You write: “In the 62 years since this homeland was founded on one-sixth of 1 percent of the land of what is carelessly and inaccurately called “the Arab world,” Israelis have never known an hour of real peace.” Yes and was that not to be expected? No one forced Israel to declare itself into existence when and where it did. It knew the neighborhood and the risks. It knew that none of the Arab nations that would be its neighbors voted in support of partition nor would the partition resolution have passed in the General Assembly were it not for extensive United States lobbying.
By early 1948 it was widely accepted that the partition plan would not work. That is why the UN started to back away from it and began work on a U.S. proposed UN Trusteeship Plan for Palestine. Unfortunately, President Truman, yielding to Zionist pressure, killed this effort when he blindsided his own delegation at the UN by recognizing the new state of Israel 11 minutes after it declared its existence.
The Trusteeship Plan was intended to provide for a peaceful transition from the British Mandate into a new governmental entity in Palestine capable of serving and protecting all of its citizens – Jew, Christian and Moslem. It would have prevented the misery and suffering caused by the forced displacement of 750,000 Palestinian refugees by Israel In its War for Independence that is the root cause of the problems there today.
US Secretary of State George Marshall and Defense Secretary James Forrestal both opposed Truman’s rapid recognition of the Jewish state. Their opposition was based in part on the regional instability that would inevitably result from establishing a colony of 800,000 recently arrived European Jewish immigrants in the midst of 22 million Muslims sympathetic to the Palestinians.

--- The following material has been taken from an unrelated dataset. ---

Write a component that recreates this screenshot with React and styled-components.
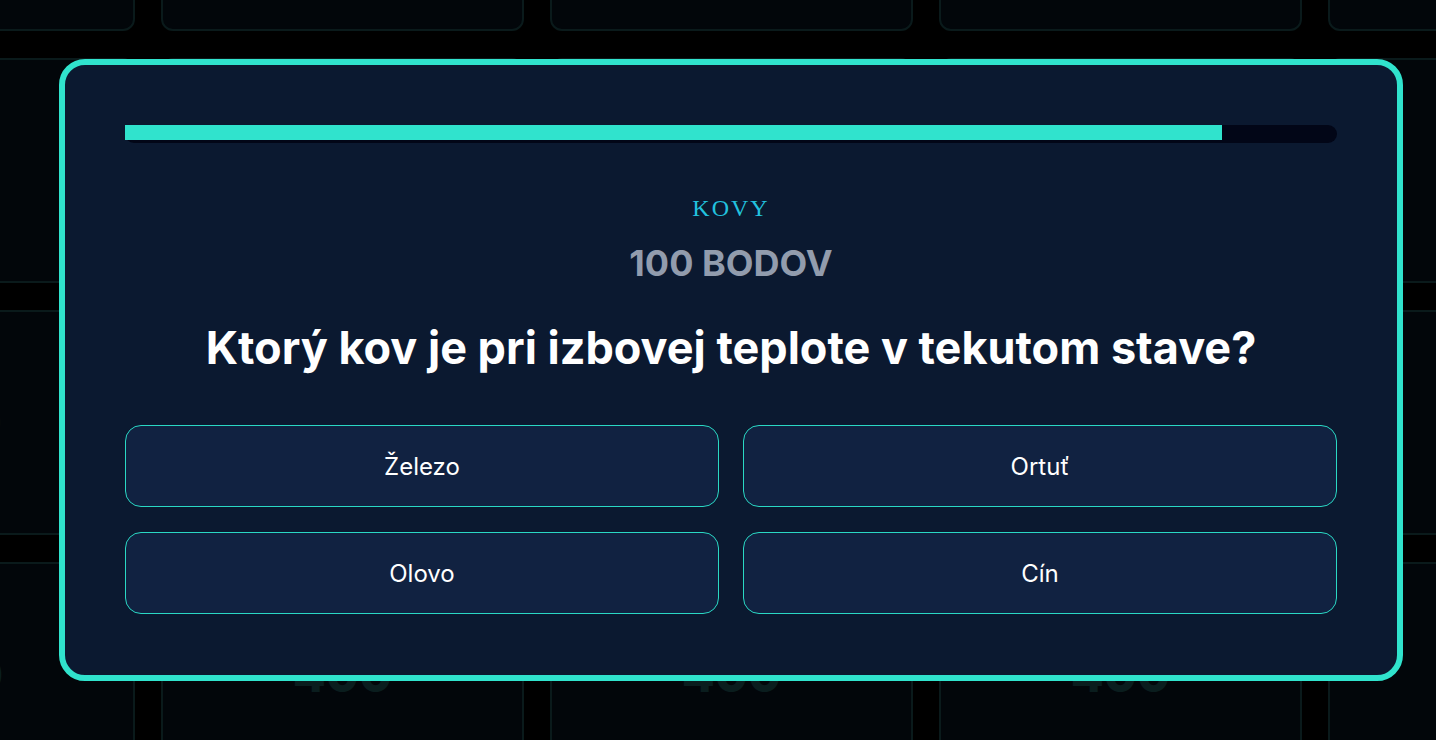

You mention the 1936 Peel Commission which originally proposed a partition plan for Palestine that was shot down by both Arabs and Zionists. It would have been more appropriate to reference the 1946 Joint Anglo-American Committee of Inquiry on Palestine whose report has more relevance to the current situation. Among the Committee’s key recommendations:
In order to dispose, once and for all, of the exclusive claims of Jews and Arabs to Palestine, we regard it as essential that a clear statement of the following principles should be made: That Jew shall not dominate Arab and Arab shall not dominate Jew in Palestine. That Palestine shall be neither a Jewish state nor an Arab state…We, therefore, emphatically declare that Palestine is a Holy Land, sacred-to Christian, to Jew and to Moslem alike; and because it is a Holy Land, Palestine is not, and can never become, a land which any race or religion can justly claim as its very own.
Truman rejected all of the Committee’s recommendations except one calling for a temporary increased Jewish immigration to Palestine.
Perhaps this “homeland” that, as you say, has “never known an hour of real peace” would have had a different fate if it had given the UN Trusteeship Plan a chance to achieve a peaceful resolution instead of undermining it.
If there is ever to be a resolution to the Palestinian Israeli issue, it will only be achieved by an open minded, thorough and honest understanding of the issues involved. A true peace, one that is just, sustainable and most importantly, grounded in international law, cannot be built upon myths and half truths. Your column does not help to achieve that type of peace. In fact, it does the opposite.